Nathan went on the disabled list with a right flexor muscle strain in his elbow. When Nathan returned, he found his form. He had a 0.68 ERA in 14 outings from the end of June to early August and in his final 31 appearances, held opponents to a .193 average and had a 3.38 ERA.

"The way I finished the season made me feel like I was getting there," Nathan said. "Everything has gone just like the offseason workouts. I went staright into spring and feel good, arm feels alive, preparation has been good. Now it’s just keep going and plugging away."

Nathan said he's thrown all of his pitches this spring, which includes a two-seam and four-seam fastball, slider, curve and change. He said he developed the slider after he was hurt earlier in his career and that the curve has usually been one of his best pitches. One of his focuses this spring is continuing to make progress with his changeup.

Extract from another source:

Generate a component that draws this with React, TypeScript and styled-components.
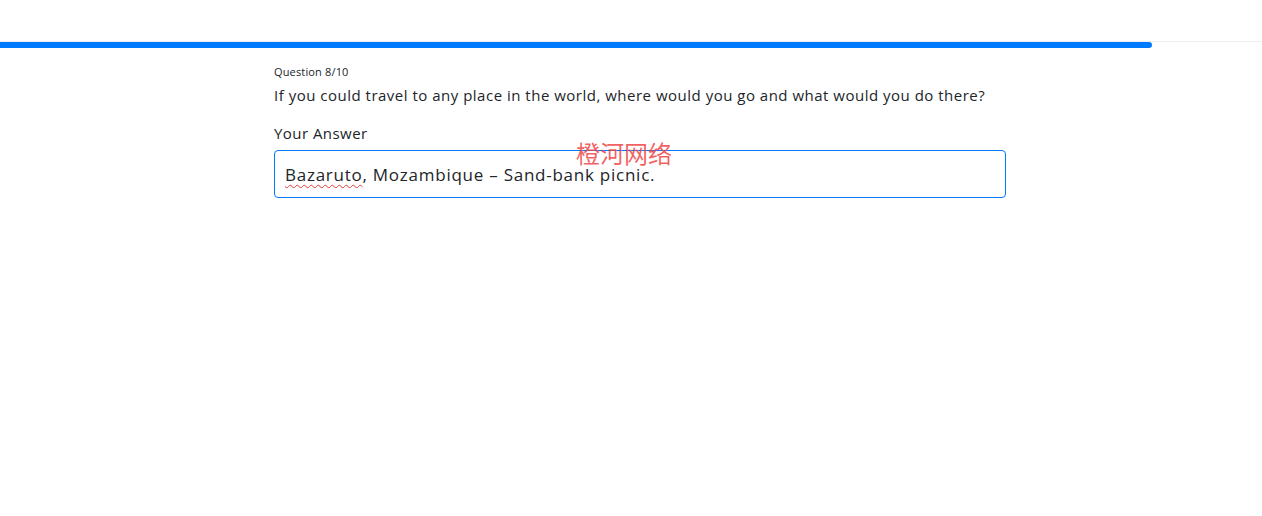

"I think the change is the one pitch that is a feel pitch and I'm trying to fine tune it," Nathan said. "The last two years, it’s become more comfortable for me. It’s taken a while to realize how I need to throw it and not guide it or try to slow it down too much. If it’s 87 miles per hour, than it’s 87. Don’t try to make it 10 miles off your fastball. Just throw it and let it be what it’s going to be and let the movement be more important than the velocity."

Nathan is just excited to get in a game and get the spring in gear.

"I always look forward to pitching no matter where you are," Nathan said. "Any time you get a chance to go out and perform and try to get better and prepare yourself for the season, you look forward to it. I’m excited to get that first one done and start the ball rolling."